-- Task directions --
Reproduce each line of the material exactly, minus any picture.

-- Raw data --

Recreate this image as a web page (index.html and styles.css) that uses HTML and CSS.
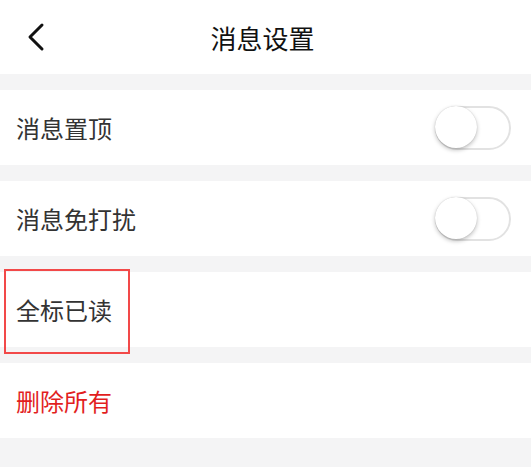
FILE: index.html
```html
<!DOCTYPE html>
<html lang="zh-CN">
<head>
  <meta charset="UTF-8" />
  <meta name="viewport" content="width=device-width, initial-scale=1.0"/>
  <title>消息设置</title>
  <link rel="stylesheet" href="styles.css">
</head>
<body>
  <header class="topbar">
    <a class="back" href="#">
      <svg width="20" height="30" viewBox="0 0 20 30">
        <path d="M16 3 L4 15 L16 27" fill="none" stroke="#111" stroke-width="3" stroke-linecap="round" stroke-linejoin="round"/>
      </svg>
    </a>
    <h1>消息设置</h1>
  </header>

  <div class="list">
    <div class="row">
      <span>消息置顶</span>
      <label class="switch"><input type="checkbox"><i></i></label>
    </div>
    <div class="row">
      <span>消息免打扰</span>
      <label class="switch"><input type="checkbox"><i></i></label>
    </div>
    <div class="row marked">
      <span>全标已读</span>
    </div>
    <div class="row danger">
      <span>删除所有</span>
    </div>
  </div>
</body>
</html>
```

FILE: styles.css
```css
body {
  margin: 0;
  background: #f4f4f5;
  font-family: "Noto Sans CJK SC", "Noto Sans", sans-serif;
  color: #333;
}

.topbar {
  height: 74px;
  background: #fff;
  display: flex;
  align-items: center;
  justify-content: center;
  position: relative;
}

.topbar h1 {
  margin: 0;
  font-size: 26px;
  font-weight: normal;
  color: #111;
  margin-left: -6px;
}

.back {
  position: absolute;
  left: 26px;
  top: 22px;
  display: block;
}

.list {
  padding-top: 16px;
  display: flex;
  flex-direction: column;
  gap: 16px;
}

.row {
  height: 75px;
  background: #fff;
  display: flex;
  align-items: center;
  justify-content: space-between;
  padding: 0 20px 0 16px;
  font-size: 24px;
  position: relative;
}

.row.marked::after {
  content: "";
  position: absolute;
  left: 4px;
  top: -3px;
  width: 122px;
  height: 81px;
  border: 2px solid #f24949;
}

.row.danger {
  color: #e21e1e;
}

.switch {
  display: block;
  position: relative;
  width: 76px;
  height: 44px;
}

.switch input {
  display: none;
}

.switch i {
  display: block;
  box-sizing: border-box;
  width: 100%;
  height: 100%;
  border: 2px solid #e2e2e2;
  border-radius: 22px;
  background: #fff;
}

.switch i::before {
  content: "";
  position: absolute;
  left: 0;
  top: 0;
  width: 42px;
  height: 42px;
  border-radius: 50%;
  background: #fff;
  box-shadow: 0 2px 4px rgba(0, 0, 0, 0.25), 0 0 1px rgba(0, 0, 0, 0.2);
}
```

-- Expected output --
Recreate this image as a web page (index.html and styles.css) that uses HTML and CSS.
FILE: index.html
```html
<!DOCTYPE html>
<html lang="zh-CN">
<head>
  <meta charset="UTF-8" />
  <meta name="viewport" content="width=device-width, initial-scale=1.0"/>
  <title>消息设置</title>
  <link rel="stylesheet" href="styles.css">
</head>
<body>
  <header class="topbar">
    <a class="back" href="#">
      <svg width="20" height="30" viewBox="0 0 20 30">
        <path d="M16 3 L4 15 L16 27" fill="none" stroke="#111" stroke-width="3" stroke-linecap="round" stroke-linejoin="round"/>
      </svg>
    </a>
    <h1>消息设置</h1>
  </header>

  <div class="list">
    <div class="row">
      <span>消息置顶</span>
      <label class="switch"><input type="checkbox"><i></i></label>
    </div>
    <div class="row">
      <span>消息免打扰</span>
      <label class="switch"><input type="checkbox"><i></i></label>
    </div>
    <div class="row marked">
      <span>全标已读</span>
    </div>
    <div class="row danger">
      <span>删除所有</span>
    </div>
  </div>
</body>
</html>
```

FILE: styles.css
```css
body {
  margin: 0;
  background: #f4f4f5;
  font-family: "Noto Sans CJK SC", "Noto Sans", sans-serif;
  color: #333;
}

.topbar {
  height: 74px;
  background: #fff;
  display: flex;
  align-items: center;
  justify-content: center;
  position: relative;
}

.topbar h1 {
  margin: 0;
  font-size: 26px;
  font-weight: normal;
  color: #111;
  margin-left: -6px;
}

.back {
  position: absolute;
  left: 26px;
  top: 22px;
  display: block;
}

.list {
  padding-top: 16px;
  display: flex;
  flex-direction: column;
  gap: 16px;
}

.row {
  height: 75px;
  background: #fff;
  display: flex;
  align-items: center;
  justify-content: space-between;
  padding: 0 20px 0 16px;
  font-size: 24px;
  position: relative;
}

.row.marked::after {
  content: "";
  position: absolute;
  left: 4px;
  top: -3px;
  width: 122px;
  height: 81px;
  border: 2px solid #f24949;
}

.row.danger {
  color: #e21e1e;
}

.switch {
  display: block;
  position: relative;
  width: 76px;
  height: 44px;
}

.switch input {
  display: none;
}

.switch i {
  display: block;
  box-sizing: border-box;
  width: 100%;
  height: 100%;
  border: 2px solid #e2e2e2;
  border-radius: 22px;
  background: #fff;
}

.switch i::before {
  content: "";
  position: absolute;
  left: 0;
  top: 0;
  width: 42px;
  height: 42px;
  border-radius: 50%;
  background: #fff;
  box-shadow: 0 2px 4px rgba(0, 0, 0, 0.25), 0 0 1px rgba(0, 0, 0, 0.2);
}
```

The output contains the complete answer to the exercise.